A few days ago the Financial Action Task Force (FATF) released their regulatory guidance on crypto-assets and “Virtual Asset Service Providers” (VASPs). Although government implementation of these new laws is yet to be implemented, it is an important step towards the maturity and adoption of cryptocurrencies.
Ripple, a company looking to take over the current cross-border transfer system, SWIFT, has been known within the space to “preach” compliance to laws and regulations. In fact, Ripple’s CEO, Brad Garlinghouse, favours more regulations for crypto-assets as it will help with maturity. Recently, after the FATF’s announcement, Ripple signed a deal with a regulation technology startup called Coinfirm to help XRP comply with the regulations.

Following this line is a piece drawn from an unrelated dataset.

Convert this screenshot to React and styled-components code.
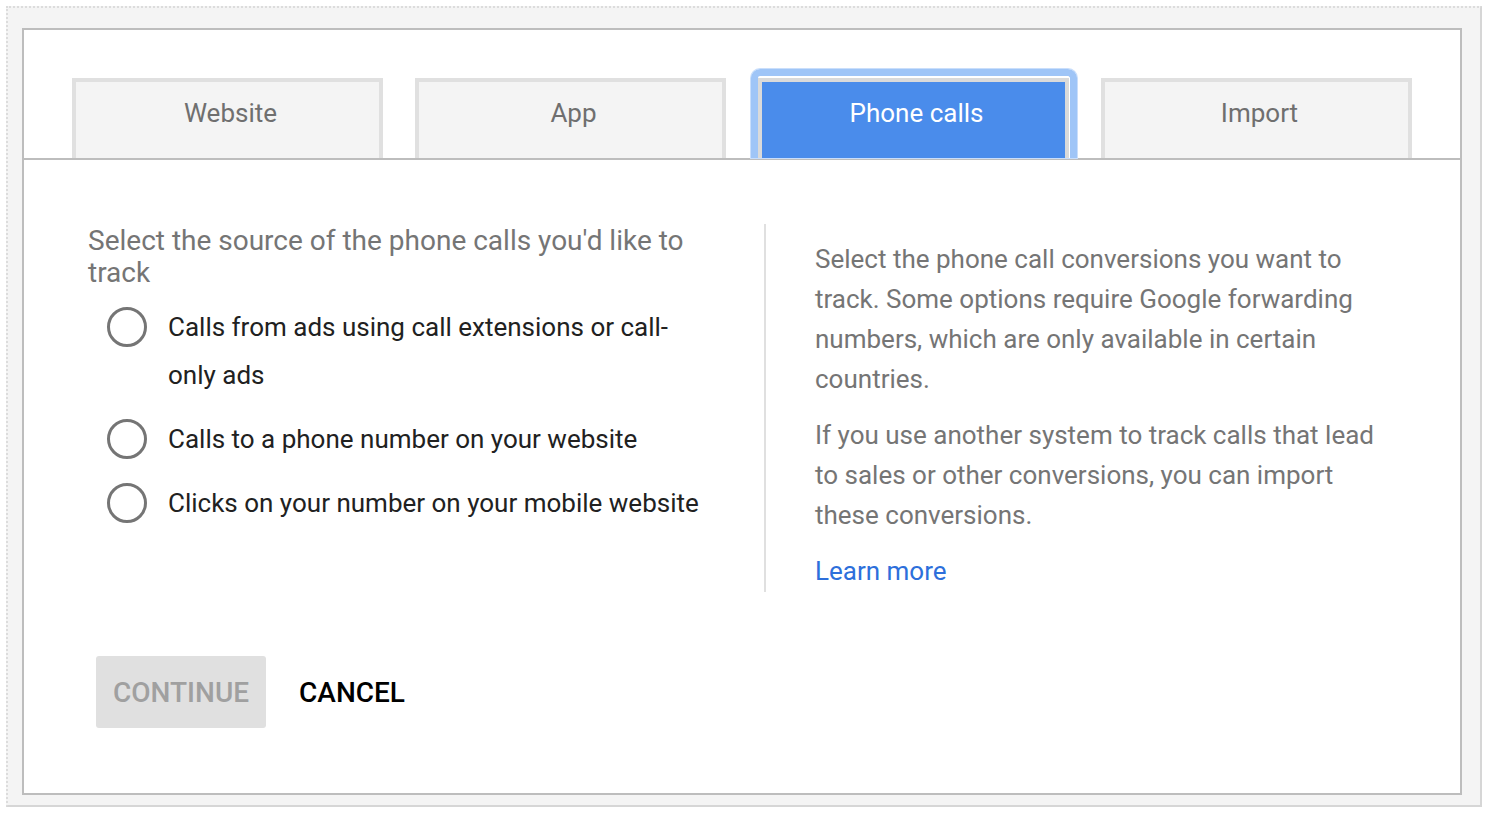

Although the FATF’s guidance paper requires the originator and beneficiary addresses, names and identification papers, Coinfirm will not be able to fully comply with these requirements as this information is out of their control. Nonetheless, they will provide information on whether or not the crypto-asset was processed by a “mixer” to launder funds. Moreover, whether the address used is owned by an exchange that allows anonymous trading or not, will also be among the information included.
The FATF’s guidance was not followed to the letter by Coinfirm but according to their CEO, Pawel Kuskowski, “We argue with FATF that this is completely sufficient, and effectively it is sufficient”. The FATF’s guidance is not an obligation. However, governments around the world have a year to implement them or face being blacklisted.